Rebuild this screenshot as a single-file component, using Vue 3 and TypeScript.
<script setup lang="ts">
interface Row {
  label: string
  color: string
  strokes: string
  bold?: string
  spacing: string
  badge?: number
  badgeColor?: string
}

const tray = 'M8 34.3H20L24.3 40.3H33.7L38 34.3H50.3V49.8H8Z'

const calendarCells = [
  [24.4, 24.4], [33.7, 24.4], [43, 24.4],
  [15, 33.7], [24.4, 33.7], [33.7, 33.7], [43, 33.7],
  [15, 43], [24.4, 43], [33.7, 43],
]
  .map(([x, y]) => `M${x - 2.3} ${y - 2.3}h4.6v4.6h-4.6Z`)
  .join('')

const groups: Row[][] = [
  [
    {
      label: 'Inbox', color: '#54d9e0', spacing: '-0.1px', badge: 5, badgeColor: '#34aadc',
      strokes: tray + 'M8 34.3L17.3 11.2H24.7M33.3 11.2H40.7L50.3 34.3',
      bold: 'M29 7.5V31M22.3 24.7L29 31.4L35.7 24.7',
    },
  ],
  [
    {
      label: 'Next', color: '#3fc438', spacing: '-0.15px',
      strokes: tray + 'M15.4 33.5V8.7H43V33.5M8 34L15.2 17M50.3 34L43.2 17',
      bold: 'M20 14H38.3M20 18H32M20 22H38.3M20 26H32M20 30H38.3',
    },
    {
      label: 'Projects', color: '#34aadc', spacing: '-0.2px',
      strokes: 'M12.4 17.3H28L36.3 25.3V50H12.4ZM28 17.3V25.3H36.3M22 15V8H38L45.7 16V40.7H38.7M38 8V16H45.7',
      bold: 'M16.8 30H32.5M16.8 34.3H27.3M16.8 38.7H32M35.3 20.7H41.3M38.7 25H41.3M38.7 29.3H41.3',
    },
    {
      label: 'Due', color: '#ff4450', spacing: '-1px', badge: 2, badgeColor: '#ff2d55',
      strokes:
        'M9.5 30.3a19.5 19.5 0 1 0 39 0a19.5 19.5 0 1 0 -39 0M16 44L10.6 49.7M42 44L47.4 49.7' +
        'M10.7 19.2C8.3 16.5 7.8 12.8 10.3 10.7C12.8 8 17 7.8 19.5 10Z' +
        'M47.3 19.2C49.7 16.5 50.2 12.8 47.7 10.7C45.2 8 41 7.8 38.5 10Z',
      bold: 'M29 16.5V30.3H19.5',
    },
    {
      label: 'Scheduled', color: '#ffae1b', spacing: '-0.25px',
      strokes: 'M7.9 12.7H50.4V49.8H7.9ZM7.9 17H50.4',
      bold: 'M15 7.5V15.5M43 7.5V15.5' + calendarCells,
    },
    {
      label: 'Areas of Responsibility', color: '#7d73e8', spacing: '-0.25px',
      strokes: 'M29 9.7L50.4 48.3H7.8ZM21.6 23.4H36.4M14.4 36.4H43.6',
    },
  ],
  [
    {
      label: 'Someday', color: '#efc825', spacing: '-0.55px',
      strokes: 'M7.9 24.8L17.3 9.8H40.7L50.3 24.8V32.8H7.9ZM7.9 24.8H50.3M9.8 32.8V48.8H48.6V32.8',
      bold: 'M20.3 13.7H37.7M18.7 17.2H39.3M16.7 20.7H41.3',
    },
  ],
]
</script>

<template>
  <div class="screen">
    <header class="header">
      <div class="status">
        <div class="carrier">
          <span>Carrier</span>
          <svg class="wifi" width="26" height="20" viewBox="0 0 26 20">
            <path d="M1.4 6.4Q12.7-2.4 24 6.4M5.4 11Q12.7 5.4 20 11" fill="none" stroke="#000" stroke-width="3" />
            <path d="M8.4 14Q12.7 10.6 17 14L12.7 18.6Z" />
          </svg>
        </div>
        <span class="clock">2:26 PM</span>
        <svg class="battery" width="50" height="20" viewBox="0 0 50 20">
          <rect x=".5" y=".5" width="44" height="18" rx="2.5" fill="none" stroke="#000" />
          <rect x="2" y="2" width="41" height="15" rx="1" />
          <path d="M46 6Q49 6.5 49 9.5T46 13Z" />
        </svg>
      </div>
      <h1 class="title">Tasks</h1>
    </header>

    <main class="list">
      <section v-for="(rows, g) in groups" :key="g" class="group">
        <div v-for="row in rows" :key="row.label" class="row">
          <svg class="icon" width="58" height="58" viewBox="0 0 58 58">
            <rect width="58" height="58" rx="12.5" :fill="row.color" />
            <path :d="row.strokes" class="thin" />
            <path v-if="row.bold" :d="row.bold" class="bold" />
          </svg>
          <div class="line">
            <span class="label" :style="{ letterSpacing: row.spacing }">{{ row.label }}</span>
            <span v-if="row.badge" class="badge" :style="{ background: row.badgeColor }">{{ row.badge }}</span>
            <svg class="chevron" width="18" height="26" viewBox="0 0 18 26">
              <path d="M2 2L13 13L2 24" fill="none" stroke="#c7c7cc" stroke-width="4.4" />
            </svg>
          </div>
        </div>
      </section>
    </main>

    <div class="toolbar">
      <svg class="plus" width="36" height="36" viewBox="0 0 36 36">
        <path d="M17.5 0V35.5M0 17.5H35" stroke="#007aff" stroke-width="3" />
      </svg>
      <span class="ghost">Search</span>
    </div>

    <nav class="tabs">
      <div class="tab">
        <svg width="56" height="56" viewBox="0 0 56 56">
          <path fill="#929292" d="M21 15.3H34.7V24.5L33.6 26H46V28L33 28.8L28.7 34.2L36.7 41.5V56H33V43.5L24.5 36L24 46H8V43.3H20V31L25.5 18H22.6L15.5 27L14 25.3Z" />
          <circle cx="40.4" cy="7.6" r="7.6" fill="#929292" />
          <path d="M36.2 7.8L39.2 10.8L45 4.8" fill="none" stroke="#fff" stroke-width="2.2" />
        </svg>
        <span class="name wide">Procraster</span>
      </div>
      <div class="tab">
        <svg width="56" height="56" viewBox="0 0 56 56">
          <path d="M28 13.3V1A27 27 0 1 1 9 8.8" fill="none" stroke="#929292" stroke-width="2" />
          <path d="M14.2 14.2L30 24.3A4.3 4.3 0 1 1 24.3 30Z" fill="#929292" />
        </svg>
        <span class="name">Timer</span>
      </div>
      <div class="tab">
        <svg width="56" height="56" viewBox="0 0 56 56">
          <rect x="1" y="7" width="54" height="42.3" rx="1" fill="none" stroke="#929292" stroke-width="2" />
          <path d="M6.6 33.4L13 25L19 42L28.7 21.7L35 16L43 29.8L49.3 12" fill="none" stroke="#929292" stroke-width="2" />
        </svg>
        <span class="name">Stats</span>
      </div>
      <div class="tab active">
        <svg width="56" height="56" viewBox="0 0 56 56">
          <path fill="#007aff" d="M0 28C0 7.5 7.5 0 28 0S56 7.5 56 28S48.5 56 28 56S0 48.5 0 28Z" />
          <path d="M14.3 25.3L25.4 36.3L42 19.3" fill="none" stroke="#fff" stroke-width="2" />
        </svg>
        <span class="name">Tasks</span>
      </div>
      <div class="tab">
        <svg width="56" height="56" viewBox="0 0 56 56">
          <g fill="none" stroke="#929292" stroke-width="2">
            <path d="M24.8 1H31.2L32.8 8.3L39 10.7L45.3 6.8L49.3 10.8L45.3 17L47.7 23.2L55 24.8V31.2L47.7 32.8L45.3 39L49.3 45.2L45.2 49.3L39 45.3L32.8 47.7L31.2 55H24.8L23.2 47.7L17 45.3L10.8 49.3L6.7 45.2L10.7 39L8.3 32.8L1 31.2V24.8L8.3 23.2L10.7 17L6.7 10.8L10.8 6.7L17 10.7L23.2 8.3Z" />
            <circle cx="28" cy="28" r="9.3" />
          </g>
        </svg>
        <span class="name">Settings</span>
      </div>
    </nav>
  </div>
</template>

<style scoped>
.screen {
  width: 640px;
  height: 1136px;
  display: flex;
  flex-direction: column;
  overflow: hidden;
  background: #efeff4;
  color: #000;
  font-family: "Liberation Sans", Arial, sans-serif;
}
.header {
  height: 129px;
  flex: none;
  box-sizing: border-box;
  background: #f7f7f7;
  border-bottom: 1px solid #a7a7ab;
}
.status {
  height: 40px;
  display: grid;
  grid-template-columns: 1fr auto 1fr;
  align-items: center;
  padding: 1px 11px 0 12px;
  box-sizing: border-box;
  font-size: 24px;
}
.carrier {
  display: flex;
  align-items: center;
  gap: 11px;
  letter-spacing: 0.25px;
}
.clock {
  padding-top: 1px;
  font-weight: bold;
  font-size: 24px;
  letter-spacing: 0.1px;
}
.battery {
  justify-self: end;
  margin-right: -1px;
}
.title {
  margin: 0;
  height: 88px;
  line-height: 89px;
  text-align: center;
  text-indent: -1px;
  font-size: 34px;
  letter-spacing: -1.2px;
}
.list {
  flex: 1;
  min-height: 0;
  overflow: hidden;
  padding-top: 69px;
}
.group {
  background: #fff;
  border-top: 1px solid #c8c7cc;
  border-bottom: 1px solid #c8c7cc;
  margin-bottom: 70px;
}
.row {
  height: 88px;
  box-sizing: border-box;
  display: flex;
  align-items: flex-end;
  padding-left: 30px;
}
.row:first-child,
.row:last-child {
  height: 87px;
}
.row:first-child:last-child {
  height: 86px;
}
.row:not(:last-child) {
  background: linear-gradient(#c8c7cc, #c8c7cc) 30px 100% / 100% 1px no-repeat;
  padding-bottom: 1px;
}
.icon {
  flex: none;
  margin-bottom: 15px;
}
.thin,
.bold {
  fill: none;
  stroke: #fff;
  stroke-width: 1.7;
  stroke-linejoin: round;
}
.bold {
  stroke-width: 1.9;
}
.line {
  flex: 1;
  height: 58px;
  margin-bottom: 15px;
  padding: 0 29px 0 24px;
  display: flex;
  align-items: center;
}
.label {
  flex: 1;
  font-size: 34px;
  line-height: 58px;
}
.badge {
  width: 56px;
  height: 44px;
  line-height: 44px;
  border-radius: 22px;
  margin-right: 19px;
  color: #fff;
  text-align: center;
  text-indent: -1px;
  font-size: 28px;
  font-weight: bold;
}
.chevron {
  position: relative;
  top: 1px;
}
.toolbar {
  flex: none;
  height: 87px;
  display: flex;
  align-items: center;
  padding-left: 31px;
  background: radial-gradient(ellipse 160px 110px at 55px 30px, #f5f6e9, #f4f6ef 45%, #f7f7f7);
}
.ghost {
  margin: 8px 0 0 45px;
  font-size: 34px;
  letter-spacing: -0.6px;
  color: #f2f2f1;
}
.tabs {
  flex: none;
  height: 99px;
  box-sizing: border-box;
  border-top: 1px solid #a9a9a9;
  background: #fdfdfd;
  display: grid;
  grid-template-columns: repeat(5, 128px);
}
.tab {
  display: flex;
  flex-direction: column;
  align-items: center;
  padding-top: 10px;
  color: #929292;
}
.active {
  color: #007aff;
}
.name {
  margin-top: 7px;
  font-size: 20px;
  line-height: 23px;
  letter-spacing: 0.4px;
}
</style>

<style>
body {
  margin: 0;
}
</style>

○ ○ ○

What you will do ▸
Include the first line, the line containing "const tray = 'M8", and every line between them, copied exactly from the material above; output no other line.

Response for this exercise ▸
Rebuild this screenshot as a single-file component, using Vue 3 and TypeScript.
<script setup lang="ts">
interface Row {
  label: string
  color: string
  strokes: string
  bold?: string
  spacing: string
  badge?: number
  badgeColor?: string
}

const tray = 'M8 34.3H20L24.3 40.3H33.7L38 34.3H50.3V49.8H8Z'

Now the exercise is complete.